From the classification model with three classes of positive, neutral, and negative. The model performed well with an overall accuracy of 0.89, which means that 89% of all model predictions were correct. In terms of precision, the model showed the highest value in the negative class (0.94), followed by neutral (0.83) and positive (0.77), which indicates that the model is very accurate in predicting the negative class. For recall, the model did well in detecting the positive and negative classes, with values of 0.86 and 0.94 respectively, but slightly less well in detecting the neutral class (0.71). F1-score, which combines precision and recall, shows good results for the negative (0.94) and positive (0.81) classes, but there is a slight decrease in the neutral class (0.76). Macro average and weighted average showed average f1-score values of 0.84 and 0.89 respectively, indicating that despite the imbalance in class distribution, the model still performed well on the more dominant data. Overall, although there is room for improvement in detecting the neutral class, the model managed to provide excellent results, especially in predicting the negative class.
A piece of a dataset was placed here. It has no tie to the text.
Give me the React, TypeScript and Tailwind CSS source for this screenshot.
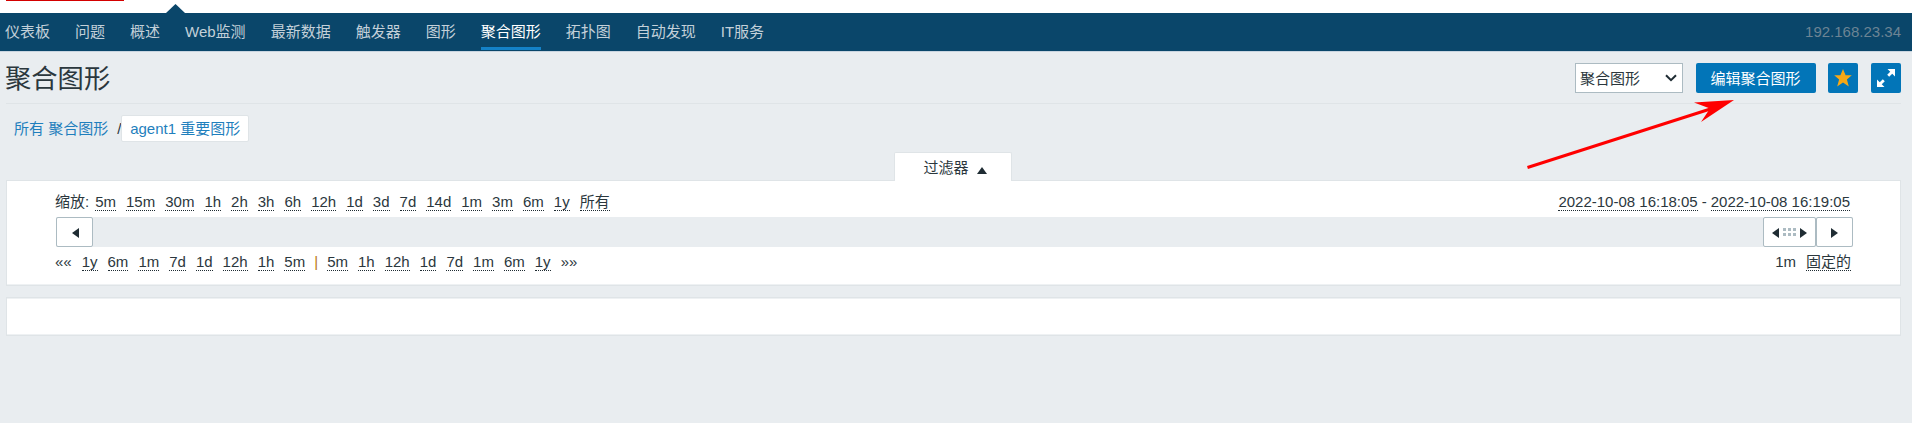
import React from 'react';

const nav = ['仪表板', '问题', '概述', 'Web监测', '最新数据', '触发器', '图形', '聚合图形', '拓扑图', '自动发现', 'IT服务'];
const zooms = ['5m', '15m', '30m', '1h', '2h', '3h', '6h', '12h', '1d', '3d', '7d', '14d', '1m', '3m', '6m', '1y', '所有'];
const back = ['1y', '6m', '1m', '7d', '1d', '12h', '1h', '5m'];
const forward = ['5m', '1h', '12h', '1d', '7d', '1m', '6m', '1y'];

function Dotted({ children }: { children: React.ReactNode }) {
  return <a className="h-[18px] border-b border-dotted border-[#1f2c33] leading-[18px]">{children}</a>;
}

function Arrow({ dir }: { dir: 'left' | 'right' }) {
  return (
    <svg className="mt-px" width="7" height="10" viewBox="0 0 7 10" fill="#1f2c33">
      <path d={dir === 'left' ? 'M7 0v10L0 5z' : 'M0 0v10l7-5z'} />
    </svg>
  );
}

export default function App() {
  return (
    <div className="relative flex h-[423px] w-full flex-col overflow-hidden bg-[#e9edf0] font-['Liberation_Sans','Noto_Sans_CJK_SC',sans-serif] text-[15px] leading-[18px] text-[#2b373d]">
      <header className="flex h-[13px] shrink-0 items-start bg-white">
        <div className="ml-[6px] h-px w-[118px] bg-[#d40000]" />
        <svg className="mt-1 ml-[42px]" width="20" height="9" viewBox="0 0 20 9">
          <path d="M0 9L9.5 0L19 9z" fill="#0a466a" />
        </svg>
      </header>
      <nav className="flex h-[39px] shrink-0 justify-between border-b border-[#c9d5e0] bg-[#0a466a] px-[5px]">
        <ul className="flex gap-[25px] text-[#c3d0d9]">
          {nav.map((n) => (
            <li
              key={n}
              className={
                n === '聚合图形'
                  ? 'h-[37px] border-b-3 border-[#1482c8] pt-[10px] whitespace-nowrap text-white'
                  : 'h-[37px] pt-[10px] whitespace-nowrap'
              }
            >
              {n}
            </li>
          ))}
        </ul>
        <span className="pt-[10px] pr-[6px] text-[#6c8494]">192.168.23.34</span>
      </nav>

      <main className="flex flex-col pr-[11px] pl-[6px]">
        <div className="flex h-[52px] items-center justify-between border-b border-[#dfe4e7]">
          <h1 className="-ml-px pt-[2px] text-[26.3px] leading-[30px]">聚合图形</h1>
          <div className="flex">
            <div className="flex h-[30px] w-[108px] items-center justify-between border border-[#acbbc2] bg-white pr-[5px] pl-[4px]">
              <span className="pt-[2px]">聚合图形</span>
              <svg className="mt-px" width="12" height="8" viewBox="0 0 12 8" fill="none" stroke="#1f2c33" strokeWidth="2">
                <path d="M1 1.2l5 5 5-5" />
              </svg>
            </div>
            <button className="ml-[13px] h-[30px] w-[120px] rounded-[2px] bg-[#0275b8] pt-[2px] pr-px text-white">编辑聚合图形</button>
            <button className="ml-3 flex h-[30px] w-[30px] items-center justify-center rounded-[2px] bg-[#0275b8]">
              <svg width="18" height="18" viewBox="0 0 18 18" fill="#f7a816">
                <path d="M9 0l2.600 6.300h6.200l-4.900 4.200 1.900 7L9 13.600l-5.800 3.900 1.900-7-4.900-4.200h6.200z" />
              </svg>
            </button>
            <button className="ml-[13px] flex h-[30px] w-[30px] items-center justify-center rounded-[2px] bg-[#0275b8]">
              <svg width="18" height="18" viewBox="0 0 18 18" fill="#fff" stroke="#fff">
                <path stroke="none" d="M10.500 0h7.500v7.500zM0 10.500v7.500h7.500z" />
                <path strokeWidth="2.8" d="M11.2 6.8L15 3M6.800 11.200L3 15" />
              </svg>
            </button>
          </div>
        </div>

        <div className="mt-[11px] flex h-[27px] items-center pl-[8px]">
          <a className="text-[#1f7fbd]">所有 聚合图形</a>
          <span className="ml-[9px] w-[4px]">/</span>
          <a className="flex h-[27px] w-[128px] items-center justify-center rounded-[2px] border border-[#dfe4e7] bg-white whitespace-nowrap text-[#1f7fbd]">
            agent1 重要图形
          </a>
        </div>

        <div className="z-10 mt-[10px] -mb-px flex justify-center pr-[2px]">
          <div className="flex h-[29px] w-[118px] items-center justify-center gap-2 rounded-t-[2px] border border-b-0 border-[#dfe4e7] bg-white pt-px pl-[5px]">
            <span>过滤器</span>
            <svg className="mt-[5px]" width="10" height="7" viewBox="0 0 10 7" fill="#1f2c33">
              <path d="M5 0l5 7H0z" />
            </svg>
          </div>
        </div>

        <section className="flex h-[106px] flex-col border border-[#dfe4e7] bg-white px-[49px] pt-[12px] shadow-[inset_0_-1px_#eef1f3]">
          <div className="flex h-[18px] justify-between">
            <div className="-ml-px flex gap-[10px]">
              <span className="-mr-[4px]">缩放:</span>
              {zooms.map((z) => (
                <Dotted key={z}>{z}</Dotted>
              ))}
            </div>
            <div className="flex gap-1 pr-px">
              <Dotted>2022-10-08 16:18:05</Dotted>
              <span>-</span>
              <Dotted>2022-10-08 16:19:05</Dotted>
            </div>
          </div>
          <div className="mt-[6px] -mr-[2px] flex h-[30px] bg-[#e9edf0]">
            <button className="flex w-[37px] items-center justify-center rounded-[2px] border border-[#acbbc2] bg-white pl-[2px]">
              <Arrow dir="left" />
            </button>
            <div className="grow" />
            <button className="flex w-[53px] items-center justify-center gap-1 rounded-[2px] border border-[#acbbc2] bg-white">
              <Arrow dir="left" />
              <svg width="13" height="8" viewBox="0 0 13 8" fill="#acbbc2">
                <path d="M0 0h3v3H0zM5 0h3v3H5zM10 0h3v3h-3zM0 5h3v3H0zM5 5h3v3H5zM10 5h3v3h-3z" />
              </svg>
              <Arrow dir="right" />
            </button>
            <button className="flex w-[37px] items-center justify-center rounded-[2px] border border-[#acbbc2] bg-white">
              <Arrow dir="right" />
            </button>
          </div>
          <div className="mt-[6px] flex h-[18px] justify-between">
            <div className="-ml-px flex gap-[10px]">
              <span>««</span>
              {back.map((b) => (
                <Dotted key={b}>{b}</Dotted>
              ))}
              <span className="-mx-px w-[4px] text-[#b87412]">|</span>
              {forward.map((f) => (
                <Dotted key={f}>{f}</Dotted>
              ))}
              <span>»»</span>
            </div>
            <div className="flex gap-[10px]">
              <span>1m</span>
              <Dotted>固定的</Dotted>
            </div>
          </div>
        </section>

        <section className="mt-[11px] h-[39px] border border-[#dfe4e7] bg-white shadow-[inset_0_1px_#eef1f3,inset_0_-1px_#eef1f3]" />
      </main>

      <svg className="pointer-events-none absolute top-[98px] left-[1525px]" width="212" height="74" viewBox="0 0 212 74">
        <path d="M2.500 69.500L190 9.500" stroke="#f00" strokeWidth="3" fill="none" />
        <path d="M209 2L169 4.500L185 10.500L176 24z" fill="#f00" />
      </svg>
    </div>
  );
}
Loss graph depicting the development of training loss, validation loss, and test loss over five training epochs of the fine-tuned IndoBERT model. In this graph, the training loss (blue line) decreases consistently from epoch 1 to epoch 5, indicating that the model is getting better at learning the training data over time. The validation loss (green line) also decreases, albeit slower than the training loss, indicating that the model is getting better at generalising patterns in the data that were not seen before. Meanwhile, the test loss (red line) follows a similar pattern to the validation loss, albeit with slight fluctuations, indicating that the model can make better predictions on the test data, but there is a slight instability compared to the training data. The consistent decrease in these three types of loss indicates that the fine-tuned IndoBERT model shows good progress in learning patterns from the data, as well as the ability to generalise to data not seen during training.
For the classification model with three classes positive, neutral, and negative. Based on this matrix, the model performed best in classifying the negative class, with 638 negative data correctly predicted as negative. However, there were some misclassifications in the positive and neutral classes. A total of 21 positive data were incorrectly predicted as negative, and there were 6 positive data that were predicted as neutral. On the other hand, the model also misclassified some neutral data, with 19 neutral data incorrectly predicted as negative and 21 neutral data predicted as positive. Despite this, the model performed well in identifying the negative class, but these errors show that the model needs to be improved, especially in distinguishing between positive and neutral.
‘Showing 5 words that present Positive sentiment’ shows a word cloud depicting the words that appear most frequently in reviews with positive and negative sentiment. In the first image, which is themed around positive sentiment, words such as ‘good’, ‘fast’ appear at a larger size, indicating that customers who leave positive reviews use those words more often to describe the products or services they praise.
‘Showing 5 words that present Negative sentiment’ shows words such as “goods” “defective,” “disappointing” as the words that appear the most. This shows that dissatisfied customers tend to use these words to express their disappointment with the product or service.
‘Displaying marketing strategies’ shows a table containing review data, which includes columns such as merge_text (review content), sentiment (review sentiment), and marketing_strategy (suggested marketing strategies based on sentiment and keyword analysis). This table includes reviews with negative, positive, and neutral sentiments, and suggested marketing strategies such as apologising and returning items for negative sentiments, giving discounts or coupons for positive sentiments, and saying thank you for neutral reviews. This table helps to formulate marketing strategies that match the sentiments present in customer reviews. Overall, these figures provide useful insights into how sentiment in reviews can be used to design more effective marketing strategies.
The model showed a significant improvement in performance, with the accuracy value reaching 0.89. This reflects the model's better ability to understand and analyse product review data. 3. Marketing strategies based on the analysis results. Based on the findings from the word cloud and review table, it can be concluded that customers with positive sentiments tend to rate products or services favourably, using words such as ‘fast,’ ‘satisfied,’ and ‘steady,’ indicating high satisfaction with the quality and service provided. Therefore, companies can utilise these positive reviews to offer discounts or coupons as a form of appreciation or incentive for future purchases. In contrast, customers with negative sentiments tend to use words such as ‘defective,’ ‘disappointing,’ and ‘broken,’ which indicate dissatisfaction with the quality of the product or service. For this reason, the suggested marketing strategy is to apologise and return goods as a step to improve customer relations and maintain the company's reputation.